Sunday, July 08, 2007

DAR AL HARB - AUSTRALIA: VISA APPLICANTS TO AUSTRALIA WILL HAVE THEIR PERSONAL BACKGROUND & FINANCIAL DETAILS SCRUTINIZED BY ASIO

Check to foil terrorists
by Stephanie Peatling and Malcolm Brown

A HIGH-TECH program to detect possible terrorists before they come here has been accelerated as the Federal Government steps up border protection in response to the British bombing attempts.

From September all applicants for a visa to Australia will have their personal background and financial details scrutinised by software linking ASIO and the Department of Immigration. It will highlight suspicious personal histories and movements. As fresh warnings of a terrorist attack in Indonesia were issued, the Prime Minister, John Howard, said the new border security measures would "give us extraordinary additional capacity to drill down into the backgrounds of people who seek to come to Australia".

"This system, I am told, is better than any border control system of its kind elsewhere.

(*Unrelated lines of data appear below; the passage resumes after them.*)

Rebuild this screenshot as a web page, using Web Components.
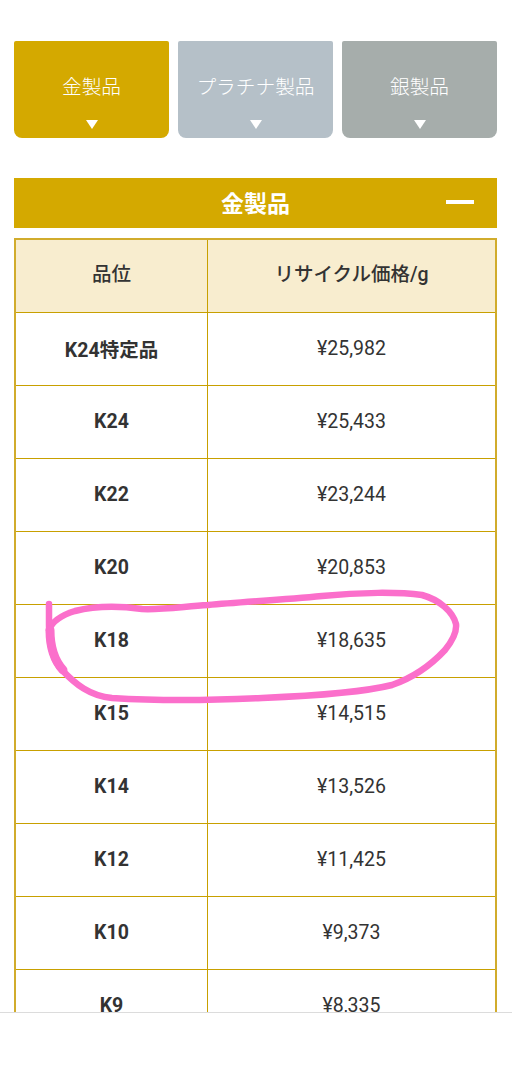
<!DOCTYPE html>
<html lang="ja">
<head>
<meta charset="utf-8">
<title>金製品</title>
<style>
    html, body {
        margin: 0;
        background: #fff;
        font-family: Roboto, "Noto Sans CJK JP", sans-serif;
        color: #333;
    }

    main {
        display: block;
        padding: 41px 15px 0 14px;
    }
</style>
</head>
<body>
<main>
    <price-tabs>
        <price-tab color="#d4a900">金製品</price-tab>
        <price-tab color="#b5c0c8">プラチナ製品</price-tab>
        <price-tab color="#a6adab">銀製品</price-tab>
    </price-tabs>
    <section-bar>金製品</section-bar>
    <price-table id="gold"></price-table>
</main>
<pen-mark></pen-mark>
<bottom-bar></bottom-bar>

<script>
class PriceTabs extends HTMLElement {
    constructor() {
        super();
        this.attachShadow({ mode: 'open' });
        this.shadowRoot.innerHTML = `
        <style>
            :host {
                display: grid;
                grid-template-columns: repeat(3, 155px);
                column-gap: 9px;
            }
        </style>
        <slot></slot>
        `;
    }
}

class PriceTab extends HTMLElement {
    constructor() {
        super();
        this.attachShadow({ mode: 'open' });
    }

    connectedCallback() {
        const color = this.getAttribute('color') || '#d4a900';
        this.shadowRoot.innerHTML = `
        <style>
            :host {
                display: flex;
                flex-direction: column;
                align-items: center;
                height: 97px;
                box-sizing: border-box;
                padding-top: 33px;
                background: ${color};
                border-radius: 2px 2px 8px 8px;
                color: #fff;
                font-size: 19.7px;
                font-weight: 300;
                line-height: 26px;
                white-space: nowrap;
            }

            .arrow {
                width: 0;
                height: 0;
                margin-top: 20px;
                border-left: 6px solid transparent;
                border-right: 6px solid transparent;
                border-top: 9px solid #fff;
            }

            .label {
                position: relative;
                top: 1px;
            }
        </style>
        <div class="label"><slot></slot></div>
        <div class="arrow"></div>
        `;
    }
}

class SectionBar extends HTMLElement {
    constructor() {
        super();
        this.attachShadow({ mode: 'open' });
        this.shadowRoot.innerHTML = `
        <style>
            :host {
                display: flex;
                align-items: center;
                justify-content: center;
                position: relative;
                height: 50px;
                margin-top: 40px;
                width: 483px;
                box-sizing: border-box;
                padding-bottom: 3px;
                background: #d4a900;
                color: #fff;
                font-size: 23px;
                font-weight: 700;
            }

            .dash {
                position: absolute;
                right: 23px;
                top: 22px;
                width: 28px;
                height: 4px;
                background: #fff;
            }
        </style>
        <slot></slot>
        <div class="dash"></div>
        `;
    }
}

class PriceTable extends HTMLElement {
    constructor() {
        super();
        this.attachShadow({ mode: 'open' });
    }

    connectedCallback() {
        const rows = [
            ['K24特定品', '¥25,982'],
            ['K24', '¥25,433'],
            ['K22', '¥23,244'],
            ['K20', '¥20,853'],
            ['K18', '¥18,635'],
            ['K15', '¥14,515'],
            ['K14', '¥13,526'],
            ['K12', '¥11,425'],
            ['K10', '¥9,373'],
            ['K9', '¥8,335']
        ];

        this.shadowRoot.innerHTML = `
        <style>
            :host {
                display: block;
                width: 483px;
                margin-top: 10px;
                box-sizing: border-box;
                border: 2px solid #d1ac2c;
                border-bottom-width: 1px;
            }

            .row {
                display: grid;
                grid-template-columns: 192px 1fr;
                height: 73px;
                box-sizing: border-box;
                border-top: 1px solid #c8a000;
            }

            .row.head {
                height: 72px;
                border-top: 0;
                background: #f8edcf;
            }

            .row > div {
                display: flex;
                align-items: center;
                justify-content: center;
                box-sizing: border-box;
                padding-bottom: 2px;
                font-size: 19.5px;
            }

            .row > div:first-child {
                border-right: 1px solid #c8a000;
                font-weight: 700;
            }

            .row.head > div {
                padding-bottom: 7px;
                font-weight: 500;
            }
        </style>
        <div class="row head"><div>品位</div><div>リサイクル価格/g</div></div>
        ${rows.map(r => `<div class="row"><div>${r[0]}</div><div>${r[1]}</div></div>`).join('')}
        `;
    }
}

// freehand circle somebody drew over the K18 row
class PenMark extends HTMLElement {
    constructor() {
        super();
        this.attachShadow({ mode: 'open' });
        this.shadowRoot.innerHTML = `
        <style>
            :host {
                display: block;
                position: absolute;
                left: 0;
                top: 0;
                pointer-events: none;
            }

            svg {
                display: block;
            }
        </style>
        <svg width="512" height="1080" viewBox="0 0 512 1080" fill="none">
            <path d="M49 604 L49 625 C49 645 52 660 62 670 C75 684 90 696 112 698 C160 701 220 700 262 698 C310 696 360 693 392 685 C415 677 432 664 445 650 C453 640 457 632 456 624 C453 612 440 600 422 595 C400 592 360 592 322 596 C280 600 240 602 208 605 C180 607 160 610 142 609 C120 606 95 606 75 611 C62 615 52 622 49 630" stroke="#fb6fcb" stroke-width="6.5" stroke-linecap="round" stroke-linejoin="round"/>
            <path d="M50 630 C50 645 53 659 63 670" stroke="#fb6fcb" stroke-width="9" stroke-linecap="round"/>
        </svg>
        `;
    }
}

class BottomBar extends HTMLElement {
    constructor() {
        super();
        this.attachShadow({ mode: 'open' });
        this.shadowRoot.innerHTML = `
        <style>
            :host {
                display: block;
                position: fixed;
                left: 0;
                right: 0;
                bottom: 0;
                height: 68px;
                box-sizing: border-box;
                background: #fff;
                border-top: 1px solid #dcdcdc;
            }
        </style>
        `;
    }
}

customElements.define('price-tabs', PriceTabs);
customElements.define('price-tab', PriceTab);
customElements.define('section-bar', SectionBar);
customElements.define('price-table', PriceTable);
customElements.define('pen-mark', PenMark);
customElements.define('bottom-bar', BottomBar);
</script>
</body>
</html>
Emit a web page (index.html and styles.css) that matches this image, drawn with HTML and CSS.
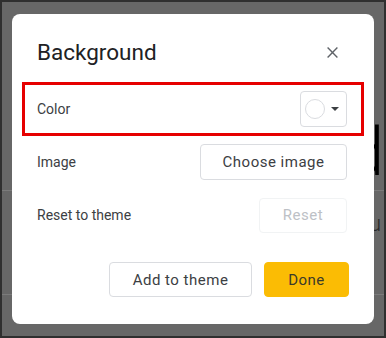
FILE: index.html
```html
<!DOCTYPE html>
<html lang="en">
<head>
    <meta charset="UTF-8">
    <meta name="viewport" content="width=device-width, initial-scale=1.0">
    <title>Background</title>
    <link rel="stylesheet" href="styles.css">
</head>
<body>
    <div class="screen">
        <!-- Slide behind the dialog -->
        <div class="slide">
            <div class="slide-letter big">d</div>
            <div class="slide-line"></div>
            <div class="slide-letter small">u</div>
            <div class="slide-line low"></div>
        </div>

        <div class="dialog">
            <div class="dialog-header">
                <h1 class="dialog-title">Background</h1>
                <button class="close-btn" aria-label="Close">
                    <svg width="11" height="11" viewBox="0 0 11 11">
                        <path d="M0.6 0.6 L10.4 10.4 M10.4 0.6 L0.6 10.4" stroke="#5f6368" stroke-width="1.4" fill="none"/>
                    </svg>
                </button>
            </div>

            <div class="row row-highlight">
                <span class="row-label">Color</span>
                <button class="color-btn">
                    <span class="swatch"></span>
                    <span class="caret"></span>
                </button>
            </div>

            <div class="row row-image">
                <span class="row-label">Image</span>
                <button class="btn btn-choose">Choose image</button>
            </div>

            <div class="row row-reset">
                <span class="row-label">Reset to theme</span>
                <button class="btn btn-reset" disabled>Reset</button>
            </div>

            <div class="dialog-footer">
                <button class="btn btn-add">Add to theme</button>
                <button class="btn btn-done">Done</button>
            </div>
        </div>
    </div>
</body>
</html>
```

FILE: styles.css
```css
body {
    margin: 0;
    font-family: Roboto, "Liberation Sans", Arial, sans-serif;
}
.screen {
    position: relative;
    width: 386px;
    height: 338px;
    box-sizing: border-box;
    border: 2px solid #2f2f2f;
    background-color: #676767;
    overflow: hidden;
}

/* slide content behind the overlay */
.slide {
    display: flex;
    flex-direction: column;
    align-items: flex-end;
    padding-top: 118px;
}
.slide-letter {
    color: #000;
    font-weight: 300;
    line-height: 1;
}
.slide-letter.big {
    font-size: 66px;
    margin-right: 0;
}
.slide-letter.small {
    font-size: 22px;
    margin-right: 3px;
    margin-top: 22px;
    color: #2a2a2a;
}
.slide-line {
    width: 100%;
    height: 1px;
    margin-top: 4px;
    background-color: #7b7b7b;
}
.slide-line.low {
    margin-top: 59px;
}

/* dialog */
.dialog {
    position: absolute;
    left: 10px;
    top: 12px;
    width: 362px;
    height: 310px;
    box-sizing: border-box;
    padding: 24px 27px 0 25px;
    background-color: #fff;
    border-radius: 8px;
}
.dialog-header {
    display: flex;
    align-items: center;
    justify-content: space-between;
    height: 28px;
}
.dialog-title {
    margin: 0;
    font-size: 22.5px;
    font-weight: 400;
    line-height: 28px;
    color: #202124;
}
.close-btn {
    display: flex;
    align-items: center;
    justify-content: center;
    width: 24px;
    height: 24px;
    margin-right: 3px;
    padding: 0;
    border: none;
    background: none;
}

.row {
    display: flex;
    align-items: center;
    justify-content: space-between;
    height: 36px;
}
.row-label {
    font-size: 14px;
    color: #3c4043;
}
.row-highlight {
    height: 54px;
    box-sizing: border-box;
    margin: 16px -17px 0 -15px;
    padding: 0 14px 0 12px;
    border: 3px solid #e60000;
}
.row-image {
    margin-top: 8px;
}
.row-reset {
    margin-top: 17px;
}

.color-btn {
    display: flex;
    align-items: center;
    width: 47px;
    height: 36px;
    padding: 0 0 0 4px;
    border: 1px solid #dadce0;
    border-radius: 4px;
    background-color: #fff;
}
.swatch {
    width: 18px;
    height: 18px;
    border: 1px solid #dadce0;
    border-radius: 50%;
}
.caret {
    margin-left: 6px;
    border-left: 4px solid transparent;
    border-right: 4px solid transparent;
    border-top: 4px solid #3c4043;
}

.btn {
    height: 36px;
    padding: 0;
    border: 1px solid #dadce0;
    border-radius: 4px;
    background-color: #fff;
    font-family: Roboto, "Liberation Sans", Arial, sans-serif;
    font-size: 15px;
    font-weight: 400;
    letter-spacing: 0.5px;
    color: #3c4043;
}
.btn-choose {
    width: 147px;
}
.btn-reset {
    width: 88px;
    height: 35px;
    border-color: #f1f3f4;
    color: #bdc1c6;
}

.dialog-footer {
    display: flex;
    justify-content: flex-end;
    gap: 12px;
    margin-top: 29px;
    margin-right: -2px;
}
.btn-add {
    width: 143px;
    height: 35px;
}
.btn-done {
    width: 85px;
    height: 35px;
    border-color: #fbbc04;
    background-color: #fbbc04;
    color: #3b3a2a;
}
```
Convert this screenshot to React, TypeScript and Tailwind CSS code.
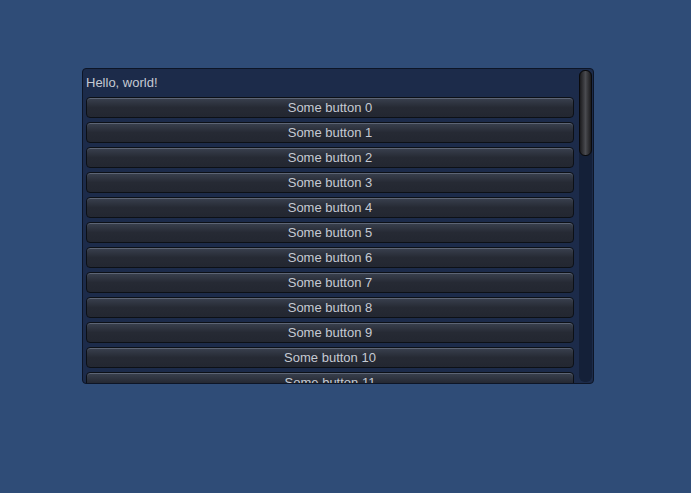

It will enable us to access the background behaviour of people … and track patterns of travel and other behaviour which suggests a predisposition on the part of somebody towards maligned behaviour."

The new system will allow the two agencies in charge of border security to detect possible similarities in the histories of known terrorists and then search for those patterns in the case histories of visa applicants.

The deadline for the release on the Gold Coast of Dr Mohamed Haneef, being questioned in relation to the Glasgow bombings, remains unclear. A federal police spokesman said that although the 96 hours Dr Haneef could be held without charge would expire at 7pm today, anti-terrorism laws allowed him to be held for a further unspecified time.

Police searched Dr Haneef's home yesterday.

Channel Nine reported last night that part of the federal police investigation focused on Dr Haneef's financial transactions and whether large sums of money were sent overseas that might have been used to fund terrorist activities. Six other men were questioned over the bombing attempts but later released.

The Attorney-General, Philip Ruddock, and federal police both dismissed yesterday British media reports that there had been plans to detonate a bomb detected outside a London nightclub by using mobile phones in Australia.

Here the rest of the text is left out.